Appropriate strategies to encourage your client are productive in one stage and counterproductive in another, since people can change stages rapidly and frequently. If you are working with a contemplating client to watch his or her weight, demanding the "C" to act like an "A" or an "M" is doomed to failure, since this might be too behavioral a task for the contemplator to take on. What you do not want is to set up a series of failures that might result from pushing the client into a too advanced  readiness stage. But if you instill self-efficacy, or confidence, into your clients by making them to believe that they can complete the task, you are more likely to succeed at bringing them into the later stages of readiness. When you accomplish this, these clients will believe that they will be able to advance into the later stages.

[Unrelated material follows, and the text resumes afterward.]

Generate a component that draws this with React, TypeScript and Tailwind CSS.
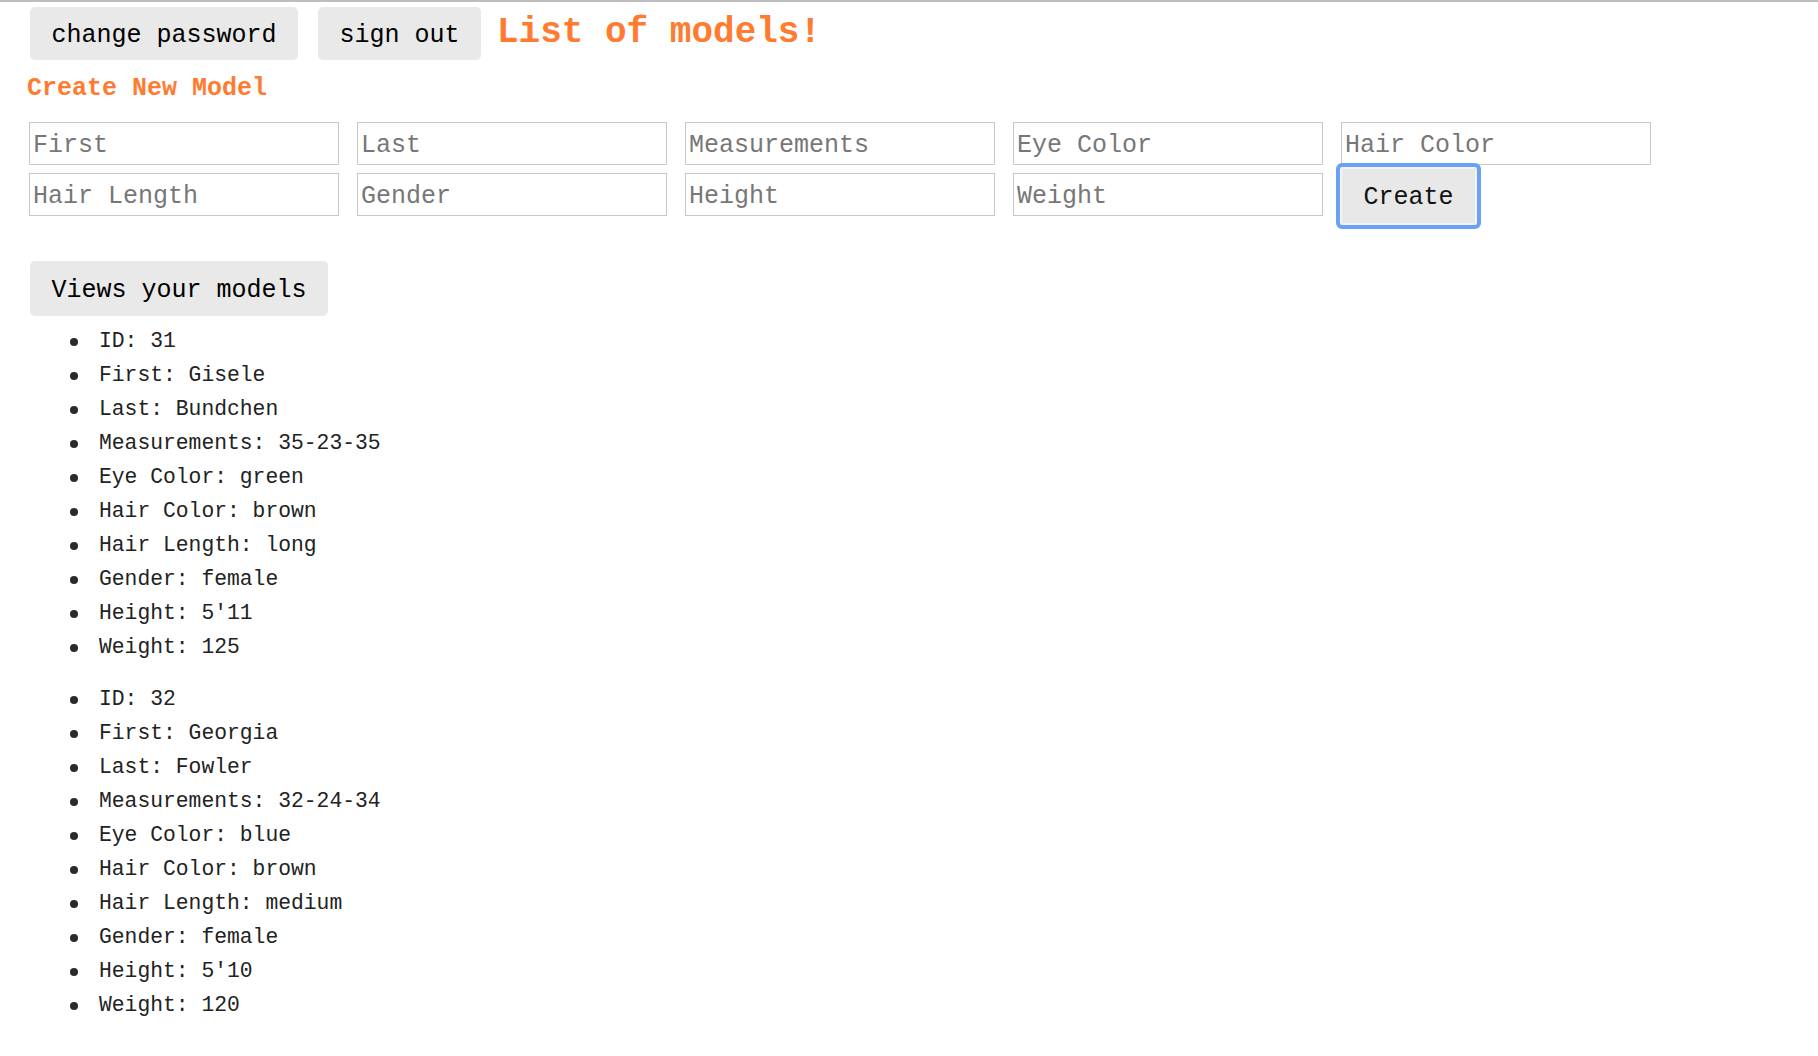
import React from 'react';

const mono = { fontFamily: '"Liberation Mono", "Courier New", monospace' };

const models = [
  {
    id: 31,
    first: 'Gisele',
    last: 'Bundchen',
    measurements: '35-23-35',
    eye: 'green',
    hair: 'brown',
    length: 'long',
    gender: 'female',
    height: "5'11",
    weight: 125,
  },
  {
    id: 32,
    first: 'Georgia',
    last: 'Fowler',
    measurements: '32-24-34',
    eye: 'blue',
    hair: 'brown',
    length: 'medium',
    gender: 'female',
    height: "5'10",
    weight: 120,
  },
];

const Field = ({ placeholder }: { placeholder: string }) => (
  <input
    placeholder={placeholder}
    className="w-[310px] h-[43px] border border-[#c8c8c8] bg-white pl-[3px] pt-[3px] text-[25px] text-[#222] placeholder:text-[#777] outline-none"
    style={mono}
  />
);

const GrayButton = ({ children, className = '' }: { children: React.ReactNode; className?: string }) => (
  <button
    className={`bg-[#e9e9e9] rounded-[5px] text-[25px] text-black px-[20px] pt-[4px] ${className}`}
    style={mono}
  >
    {children}
  </button>
);

export default function App() {
  return (
    <div className="min-h-screen bg-white" style={mono}>
      <div className="h-[2px] bg-[#bdbdbd]" />

      <div className="flex items-start pl-[30px] pt-[5px]">
        <GrayButton className="h-[53px] w-[268px]">change password</GrayButton>
        <GrayButton className="h-[53px] w-[163px] ml-[20px]">sign out</GrayButton>
        <h1 className="ml-[16px] mt-[6px] text-[36px] leading-[40px] font-bold text-[#ff7b30]">List of models!</h1>
      </div>

      <h2 className="ml-[27px] mt-[14px] text-[25px] leading-[30px] font-bold text-[#ff7b30]">Create New Model</h2>

      <div className="ml-[29px] mt-[18px] flex flex-col gap-[8px]">
        <div className="flex gap-[18px]">
          <Field placeholder="First" />
          <Field placeholder="Last" />
          <Field placeholder="Measurements" />
          <Field placeholder="Eye Color" />
          <Field placeholder="Hair Color" />
        </div>
        <div className="flex items-center gap-[18px] h-[43px]">
          <Field placeholder="Hair Length" />
          <Field placeholder="Gender" />
          <Field placeholder="Height" />
          <Field placeholder="Weight" />
          <button
            className="ml-[-5px] mt-[3px] w-[145px] h-[66px] pt-[4px] rounded-[6px] border-[4px] border-[#6aa0f5] bg-[#e8e8e8] text-[25px] text-[#111] shadow-[inset_0_0_0_2px_#f4f4f4]"
            style={mono}
          >
            Create
          </button>
        </div>
      </div>

      <div className="ml-[30px] mt-[45px]">
        <GrayButton className="h-[55px] w-[298px]">Views your models</GrayButton>
      </div>

      <div className="mt-[9px] flex flex-col gap-[18px]">
        {models.map((m) => (
          <ul key={m.id} className="flex flex-col">
            {[
              `ID: ${m.id}`,
              `First: ${m.first}`,
              `Last: ${m.last}`,
              `Measurements: ${m.measurements}`,
              `Eye Color: ${m.eye}`,
              `Hair Color: ${m.hair}`,
              `Hair Length: ${m.length}`,
              `Gender: ${m.gender}`,
              `Height: ${m.height}`,
              `Weight: ${m.weight}`,
            ].map((line) => (
              <li key={line} className="flex items-center h-[34px] text-[21.33px] text-[#222]">
                <span className="ml-[70px] mr-[21px] w-[8px] h-[8px] rounded-full bg-[#2a2a2a]" />
                <span>{line}</span>
              </li>
            ))}
          </ul>
        ))}
      </div>
    </div>
  );
}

The opposite is also true. When your clients don't believe they can succeed, they will more than likely fail, and once they fail, these clients will not believe they can do it and will fail yet again. One of the most important things a coach does is help a client set goals for which he or she is more confident in reaching. In fact, an exercise that I always find useful is to ask a client when he or she has set a goal, "On a scale of one to 10, how confident are you that you have accomplished the goal you set?" If I hear anything below a seven, I am concerned that my client is in danger of not accomplishing the goal. You do not want clients to set themselves up for failure, dread your return call or want to avoid telling you the truth. I would suggest saying, "I am concerned that you won't have success with your goal. What can we do to change this goal so that you will feel more confident? Should we scrap this goal completely? Maybe my energy influenced you to set this goal, and you are not yet ready to do this."  

 

Foundational Tasks

To ensure that you encourage your clients to set goals they are confident they can accomplish, focus on three foundational tasks before attempting to adjust their readiness stage:

  • Help your clients come up with strong, personal, positive motivators.
  • Recognize the client's major barriers and obstacles.
  • Strategize with your client and come up with solutions to overcome these barriers.

APPLYING CHANGE

  • PC "I WON'T" people are not interested in coming up with a motivator or discussing possible solutions to overcome barriers because they are not interested in change at the moment. Treat them with respect so they will not connect you with the emotionally negative experience of being judged, and leave open the door of possible change down the road.
  • PC "I CAN'T" people are fixated on their barriers and have a litany of reasons why they can not change their behavior. It is natural to praise these clients for knowing their barriers and accomplishing one of the three foundational tasks. Their obstacles include excuses, real barriers that require the passage of time in order to change and barriers that can be overcome by a strong enough motivator. For example, there was a young executive determined to make a name in his company by working 18 hours a day, leaving him with no time to go to the gym. He learned that a very attractive young woman who came to work for his company worked out regularly, and he made time to meet her at the gym, which shows that the woman was a strong enough motivator for him to make an effort to overcome his barriers and work out regularly.
  • C "I MAY" people can not articulate a strong motivator, including even negative health experiences, do not recognize their major barriers or have not come up with possible solutions. So let's talk a little about negative health motivators versus positive health motivators. Many, many people come for help when they have been scared by actual or potential health issues. Fitness pros have found that the impact of these negative experiences as a motivator can dissipate, as the human body does not like to constantly pour catecholamines into its system. Since it is exhausting to the system, we humans find a way to distance ourselves from the emotional impact of these issues. We do not sustain these strong feelings long enough, so they dissipate and no longer motivate us as they had in the beginning. An important role for the coach is to help the client translate these possible negative experiences into something positive. Let me give you an example: I knew a woman who had been told that she was diabetic and had been scared by a lecture of all the devastating outcomes that could happen if she did not change her ways. She came to me to work on changing her habits but was getting nowhere until she realized that in order for her to go on an Outward Bound-like experience, she could not be on insulin. She had been saving up to go on this adventure for many years, and when she realized that she could only go if she changed, it gave her the motivation needed to really commit to make the necessary changes. So, any time you have a client with a negative health consequence, explain that concrete, positive motivators are better at sustaining change and help them figure out if there is a positive aspect that they want connected to the negative motivator.
  • P "I WILL" people have a strong, positive motivator, know their major barriers and have come up with some possible solutions. As they have accomplished the three foundational tasks, you can move on to the behavioral end of the change continuum by encouraging them to set small behavioral goals, knowing that they will have a good chance of accomplishing them.

If your training has not stressed the importance of giving your clients enough time to find a motivator, figure out their barriers and come up with some possible solutions, you may have to make a leap of faith and allow your clients whatever time they need to accomplish these tasks. Once you have seen the difference it makes in the long run, I know you will use and reinforce this foundation for building behavior change in your client. Remember, your clients will never value this foundational work unless you value it first.